Henry Brockholst Livingston was born on
November 25, 1745 in New York. Livingston was from a politically powerful
family in the New York/New Jersey area. Livingston's father served as
governor of New Jersey, and other members of his family were political
leaders in New York. Livingston attended the College of New Jersey
(Princeton) with James Madison. He read law with James Kent, one of the
foremost legal scholars in early America. He dropped his first name to
distinguish himself from several cousins with the same name. In 1779, he
went to Spain to act as secretary to his brother-in-law,
John Jay.
In 1782, he was captured by the British, but released, and a year later, he
began practicing law in New York. Livingston entered politics in New York,
and attacked Jay in unsigned diatribes. Livingston was quite combative in
politics, and both family and others criticized his behavior. But he was a
political survivor. In 1800, he joined forces with DeWitt Clinton and Aaron
Burr in support of the Jefferson-Burr presidential ticket, and supported
Clinton for Senator two years later. In 1806, Livingston was nominated by
Jefferson to replace the deceased
William
Paterson.
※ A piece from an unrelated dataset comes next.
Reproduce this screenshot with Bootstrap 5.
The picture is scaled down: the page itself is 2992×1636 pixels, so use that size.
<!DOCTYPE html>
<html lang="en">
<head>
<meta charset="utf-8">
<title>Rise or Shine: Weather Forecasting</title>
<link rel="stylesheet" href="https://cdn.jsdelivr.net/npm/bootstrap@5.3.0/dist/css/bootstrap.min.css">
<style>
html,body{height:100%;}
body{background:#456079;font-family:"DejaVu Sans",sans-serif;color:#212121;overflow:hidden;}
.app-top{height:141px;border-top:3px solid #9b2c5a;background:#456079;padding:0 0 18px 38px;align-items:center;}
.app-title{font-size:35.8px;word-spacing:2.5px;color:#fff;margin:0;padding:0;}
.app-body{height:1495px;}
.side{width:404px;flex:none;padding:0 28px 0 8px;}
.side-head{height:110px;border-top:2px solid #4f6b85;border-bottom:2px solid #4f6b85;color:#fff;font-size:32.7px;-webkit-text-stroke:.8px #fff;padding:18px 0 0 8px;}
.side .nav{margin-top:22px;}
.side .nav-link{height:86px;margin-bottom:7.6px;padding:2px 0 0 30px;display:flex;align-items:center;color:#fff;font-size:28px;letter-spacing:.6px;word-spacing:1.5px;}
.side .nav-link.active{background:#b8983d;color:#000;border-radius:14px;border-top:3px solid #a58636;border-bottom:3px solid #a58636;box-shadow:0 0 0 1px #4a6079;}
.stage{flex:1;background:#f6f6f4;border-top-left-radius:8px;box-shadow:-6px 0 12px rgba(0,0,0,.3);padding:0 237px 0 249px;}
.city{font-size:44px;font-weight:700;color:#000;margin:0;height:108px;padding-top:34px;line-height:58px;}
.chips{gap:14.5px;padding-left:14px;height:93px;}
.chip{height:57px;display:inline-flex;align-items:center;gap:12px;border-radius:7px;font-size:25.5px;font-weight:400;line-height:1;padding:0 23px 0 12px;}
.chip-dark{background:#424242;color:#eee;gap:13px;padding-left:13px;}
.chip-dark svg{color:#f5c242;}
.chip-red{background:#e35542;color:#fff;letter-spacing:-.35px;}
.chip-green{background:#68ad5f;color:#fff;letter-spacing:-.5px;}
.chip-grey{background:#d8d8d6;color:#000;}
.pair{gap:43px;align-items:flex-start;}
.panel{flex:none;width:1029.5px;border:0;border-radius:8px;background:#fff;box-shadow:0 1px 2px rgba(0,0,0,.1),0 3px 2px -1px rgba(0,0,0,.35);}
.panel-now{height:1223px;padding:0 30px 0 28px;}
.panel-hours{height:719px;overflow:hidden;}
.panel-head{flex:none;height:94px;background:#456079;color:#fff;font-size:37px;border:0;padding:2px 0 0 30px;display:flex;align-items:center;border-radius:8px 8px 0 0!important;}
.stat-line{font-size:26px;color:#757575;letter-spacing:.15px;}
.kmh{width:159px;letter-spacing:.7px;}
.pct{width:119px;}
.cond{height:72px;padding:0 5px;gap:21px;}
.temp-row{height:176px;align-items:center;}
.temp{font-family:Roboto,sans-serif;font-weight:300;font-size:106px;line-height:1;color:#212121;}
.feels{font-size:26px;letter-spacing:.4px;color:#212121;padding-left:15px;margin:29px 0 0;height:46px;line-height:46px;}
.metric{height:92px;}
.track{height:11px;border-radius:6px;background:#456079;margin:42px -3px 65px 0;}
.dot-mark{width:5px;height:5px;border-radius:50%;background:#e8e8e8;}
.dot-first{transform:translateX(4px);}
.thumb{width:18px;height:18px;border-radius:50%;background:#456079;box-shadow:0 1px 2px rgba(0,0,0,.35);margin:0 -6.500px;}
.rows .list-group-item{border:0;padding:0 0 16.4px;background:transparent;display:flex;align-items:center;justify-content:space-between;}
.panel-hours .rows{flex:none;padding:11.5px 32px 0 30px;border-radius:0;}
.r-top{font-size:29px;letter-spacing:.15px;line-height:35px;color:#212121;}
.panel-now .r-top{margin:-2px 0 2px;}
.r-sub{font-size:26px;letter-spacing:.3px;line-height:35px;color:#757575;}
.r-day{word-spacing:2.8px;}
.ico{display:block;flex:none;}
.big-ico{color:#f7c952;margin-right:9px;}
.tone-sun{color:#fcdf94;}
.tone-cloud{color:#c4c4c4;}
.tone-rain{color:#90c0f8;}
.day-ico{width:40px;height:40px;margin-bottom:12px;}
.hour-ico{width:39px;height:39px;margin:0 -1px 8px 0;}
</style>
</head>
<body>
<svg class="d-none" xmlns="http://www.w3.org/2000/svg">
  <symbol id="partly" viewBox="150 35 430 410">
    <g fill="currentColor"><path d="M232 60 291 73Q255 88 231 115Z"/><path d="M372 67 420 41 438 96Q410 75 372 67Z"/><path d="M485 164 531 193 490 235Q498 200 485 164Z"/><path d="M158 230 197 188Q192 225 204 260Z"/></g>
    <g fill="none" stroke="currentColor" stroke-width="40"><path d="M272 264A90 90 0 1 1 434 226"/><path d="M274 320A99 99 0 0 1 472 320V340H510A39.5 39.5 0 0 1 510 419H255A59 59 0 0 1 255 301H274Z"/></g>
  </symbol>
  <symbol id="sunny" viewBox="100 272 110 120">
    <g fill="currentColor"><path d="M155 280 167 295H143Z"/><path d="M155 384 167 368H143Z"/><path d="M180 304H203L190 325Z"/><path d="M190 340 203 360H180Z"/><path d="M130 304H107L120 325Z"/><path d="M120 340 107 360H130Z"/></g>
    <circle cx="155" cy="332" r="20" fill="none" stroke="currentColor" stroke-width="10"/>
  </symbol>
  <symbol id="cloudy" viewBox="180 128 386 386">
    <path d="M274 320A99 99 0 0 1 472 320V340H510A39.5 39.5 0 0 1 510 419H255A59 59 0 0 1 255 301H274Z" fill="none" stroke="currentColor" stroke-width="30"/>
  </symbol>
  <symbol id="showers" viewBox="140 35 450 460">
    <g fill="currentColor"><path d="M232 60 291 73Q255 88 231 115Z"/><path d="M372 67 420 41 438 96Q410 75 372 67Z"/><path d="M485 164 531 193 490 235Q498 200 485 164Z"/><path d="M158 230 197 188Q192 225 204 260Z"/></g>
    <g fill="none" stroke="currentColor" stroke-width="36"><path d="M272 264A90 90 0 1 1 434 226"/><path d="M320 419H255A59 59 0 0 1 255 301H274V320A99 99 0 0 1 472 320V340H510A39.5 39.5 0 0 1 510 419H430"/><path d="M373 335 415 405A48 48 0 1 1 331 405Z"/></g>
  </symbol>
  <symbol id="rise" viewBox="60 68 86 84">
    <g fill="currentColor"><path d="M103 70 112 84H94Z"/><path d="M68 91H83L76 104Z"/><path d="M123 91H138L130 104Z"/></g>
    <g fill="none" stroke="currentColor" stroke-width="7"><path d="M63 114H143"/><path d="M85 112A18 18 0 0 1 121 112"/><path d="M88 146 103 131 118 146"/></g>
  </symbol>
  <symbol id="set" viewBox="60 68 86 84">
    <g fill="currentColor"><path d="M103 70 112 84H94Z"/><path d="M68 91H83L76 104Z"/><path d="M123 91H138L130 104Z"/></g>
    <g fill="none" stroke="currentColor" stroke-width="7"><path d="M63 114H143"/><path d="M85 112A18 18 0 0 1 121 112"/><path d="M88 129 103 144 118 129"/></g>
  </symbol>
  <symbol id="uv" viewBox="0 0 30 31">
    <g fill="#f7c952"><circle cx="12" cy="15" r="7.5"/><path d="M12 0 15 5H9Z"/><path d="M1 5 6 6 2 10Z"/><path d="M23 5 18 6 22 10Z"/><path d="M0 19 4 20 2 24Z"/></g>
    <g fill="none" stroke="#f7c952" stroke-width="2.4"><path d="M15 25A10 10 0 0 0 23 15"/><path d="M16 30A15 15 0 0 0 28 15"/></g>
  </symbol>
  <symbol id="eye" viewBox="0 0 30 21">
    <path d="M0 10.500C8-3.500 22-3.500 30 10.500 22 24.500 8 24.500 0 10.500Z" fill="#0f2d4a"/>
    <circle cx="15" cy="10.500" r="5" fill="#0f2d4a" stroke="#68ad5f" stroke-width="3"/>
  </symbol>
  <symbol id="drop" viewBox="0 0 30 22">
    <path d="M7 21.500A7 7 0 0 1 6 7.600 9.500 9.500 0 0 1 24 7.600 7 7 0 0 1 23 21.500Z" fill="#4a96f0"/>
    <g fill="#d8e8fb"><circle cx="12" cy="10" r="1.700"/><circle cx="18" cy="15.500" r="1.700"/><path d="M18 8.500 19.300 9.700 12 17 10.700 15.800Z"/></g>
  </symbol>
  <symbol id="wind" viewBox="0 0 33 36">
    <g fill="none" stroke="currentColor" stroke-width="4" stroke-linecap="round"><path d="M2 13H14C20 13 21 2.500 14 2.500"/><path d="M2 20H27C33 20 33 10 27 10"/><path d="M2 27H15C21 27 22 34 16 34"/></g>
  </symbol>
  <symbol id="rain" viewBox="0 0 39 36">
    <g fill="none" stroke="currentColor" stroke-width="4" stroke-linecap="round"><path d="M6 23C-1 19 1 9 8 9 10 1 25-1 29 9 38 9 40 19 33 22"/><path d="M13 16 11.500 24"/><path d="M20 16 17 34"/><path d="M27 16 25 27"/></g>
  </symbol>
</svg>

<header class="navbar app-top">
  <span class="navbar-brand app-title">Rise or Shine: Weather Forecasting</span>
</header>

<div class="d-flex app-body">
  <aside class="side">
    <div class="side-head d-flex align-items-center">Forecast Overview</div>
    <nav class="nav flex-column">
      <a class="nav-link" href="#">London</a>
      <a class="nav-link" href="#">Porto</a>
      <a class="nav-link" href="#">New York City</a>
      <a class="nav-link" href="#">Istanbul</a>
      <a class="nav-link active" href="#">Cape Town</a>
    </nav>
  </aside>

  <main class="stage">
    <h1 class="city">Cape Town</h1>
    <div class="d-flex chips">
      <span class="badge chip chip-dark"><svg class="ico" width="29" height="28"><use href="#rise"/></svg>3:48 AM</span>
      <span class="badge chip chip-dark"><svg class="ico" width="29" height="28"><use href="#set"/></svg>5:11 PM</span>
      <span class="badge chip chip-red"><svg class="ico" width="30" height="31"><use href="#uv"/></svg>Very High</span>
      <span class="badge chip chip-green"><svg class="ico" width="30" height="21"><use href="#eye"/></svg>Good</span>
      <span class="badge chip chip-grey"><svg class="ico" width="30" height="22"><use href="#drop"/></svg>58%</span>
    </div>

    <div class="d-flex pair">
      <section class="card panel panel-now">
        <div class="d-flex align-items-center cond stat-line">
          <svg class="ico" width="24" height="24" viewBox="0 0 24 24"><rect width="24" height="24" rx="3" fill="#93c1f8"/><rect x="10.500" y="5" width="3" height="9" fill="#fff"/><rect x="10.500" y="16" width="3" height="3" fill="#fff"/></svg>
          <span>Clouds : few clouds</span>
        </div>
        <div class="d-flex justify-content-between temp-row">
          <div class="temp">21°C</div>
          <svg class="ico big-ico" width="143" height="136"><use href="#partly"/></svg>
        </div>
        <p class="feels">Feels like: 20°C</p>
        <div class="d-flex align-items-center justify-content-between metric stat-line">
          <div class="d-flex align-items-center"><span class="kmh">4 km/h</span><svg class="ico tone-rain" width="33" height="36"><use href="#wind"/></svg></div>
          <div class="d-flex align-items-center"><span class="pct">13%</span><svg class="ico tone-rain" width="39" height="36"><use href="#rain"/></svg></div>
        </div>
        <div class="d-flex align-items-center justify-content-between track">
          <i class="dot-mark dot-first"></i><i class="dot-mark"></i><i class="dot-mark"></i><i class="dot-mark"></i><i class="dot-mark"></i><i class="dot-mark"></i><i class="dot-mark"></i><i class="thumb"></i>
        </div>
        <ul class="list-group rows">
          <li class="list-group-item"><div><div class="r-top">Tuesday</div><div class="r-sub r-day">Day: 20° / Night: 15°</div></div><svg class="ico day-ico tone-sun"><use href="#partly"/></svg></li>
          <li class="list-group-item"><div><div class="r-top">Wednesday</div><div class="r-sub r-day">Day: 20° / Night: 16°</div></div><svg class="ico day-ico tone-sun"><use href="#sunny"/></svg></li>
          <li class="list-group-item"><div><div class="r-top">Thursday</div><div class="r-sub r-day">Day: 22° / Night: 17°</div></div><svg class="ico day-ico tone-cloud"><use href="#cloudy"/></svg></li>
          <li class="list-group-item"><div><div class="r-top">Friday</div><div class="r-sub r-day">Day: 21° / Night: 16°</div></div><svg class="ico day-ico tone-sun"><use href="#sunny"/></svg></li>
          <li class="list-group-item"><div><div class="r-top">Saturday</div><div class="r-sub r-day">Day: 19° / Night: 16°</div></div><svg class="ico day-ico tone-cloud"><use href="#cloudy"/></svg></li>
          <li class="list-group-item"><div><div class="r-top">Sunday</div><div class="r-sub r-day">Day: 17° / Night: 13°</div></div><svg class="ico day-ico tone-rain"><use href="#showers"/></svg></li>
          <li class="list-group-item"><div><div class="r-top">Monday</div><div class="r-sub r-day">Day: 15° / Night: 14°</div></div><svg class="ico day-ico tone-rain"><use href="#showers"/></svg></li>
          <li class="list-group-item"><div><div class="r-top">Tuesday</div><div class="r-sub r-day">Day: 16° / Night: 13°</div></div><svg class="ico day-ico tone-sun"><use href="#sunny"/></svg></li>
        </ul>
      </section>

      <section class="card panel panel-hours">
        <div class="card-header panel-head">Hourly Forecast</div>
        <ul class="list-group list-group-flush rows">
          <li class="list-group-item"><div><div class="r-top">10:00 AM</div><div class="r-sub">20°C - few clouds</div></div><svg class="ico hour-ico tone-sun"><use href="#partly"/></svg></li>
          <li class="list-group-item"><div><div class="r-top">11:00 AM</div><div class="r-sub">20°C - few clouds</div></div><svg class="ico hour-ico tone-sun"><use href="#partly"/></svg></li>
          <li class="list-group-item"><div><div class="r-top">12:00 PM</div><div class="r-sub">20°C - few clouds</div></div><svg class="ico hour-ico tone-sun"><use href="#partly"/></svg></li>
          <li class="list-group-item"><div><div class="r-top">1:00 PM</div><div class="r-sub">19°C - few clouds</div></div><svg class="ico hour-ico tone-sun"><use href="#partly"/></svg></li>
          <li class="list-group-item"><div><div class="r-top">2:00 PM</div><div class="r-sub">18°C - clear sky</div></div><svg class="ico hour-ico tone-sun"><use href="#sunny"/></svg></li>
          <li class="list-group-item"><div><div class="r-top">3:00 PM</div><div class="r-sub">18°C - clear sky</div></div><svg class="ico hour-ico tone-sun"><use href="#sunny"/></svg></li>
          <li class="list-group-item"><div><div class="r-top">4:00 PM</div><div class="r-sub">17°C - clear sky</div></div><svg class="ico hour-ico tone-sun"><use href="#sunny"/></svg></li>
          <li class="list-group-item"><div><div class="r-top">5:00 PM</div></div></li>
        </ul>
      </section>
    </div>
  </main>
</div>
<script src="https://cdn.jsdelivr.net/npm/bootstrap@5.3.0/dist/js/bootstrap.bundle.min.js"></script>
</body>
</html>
In his sixteen years on the Court, Livingston wrote 49
opinions. Story praised Livingston's kindness and affability, a contrast to
the younger Livingston. Livingston's only dissent in a constitutional case
was in
Sturges v. Crowninshield, which held unconstitutional a New York
insolvency law. Four years after Livingston's death in 1823, the Court would
decide Ogden
v. Saunders, which would render nugatory Sturges.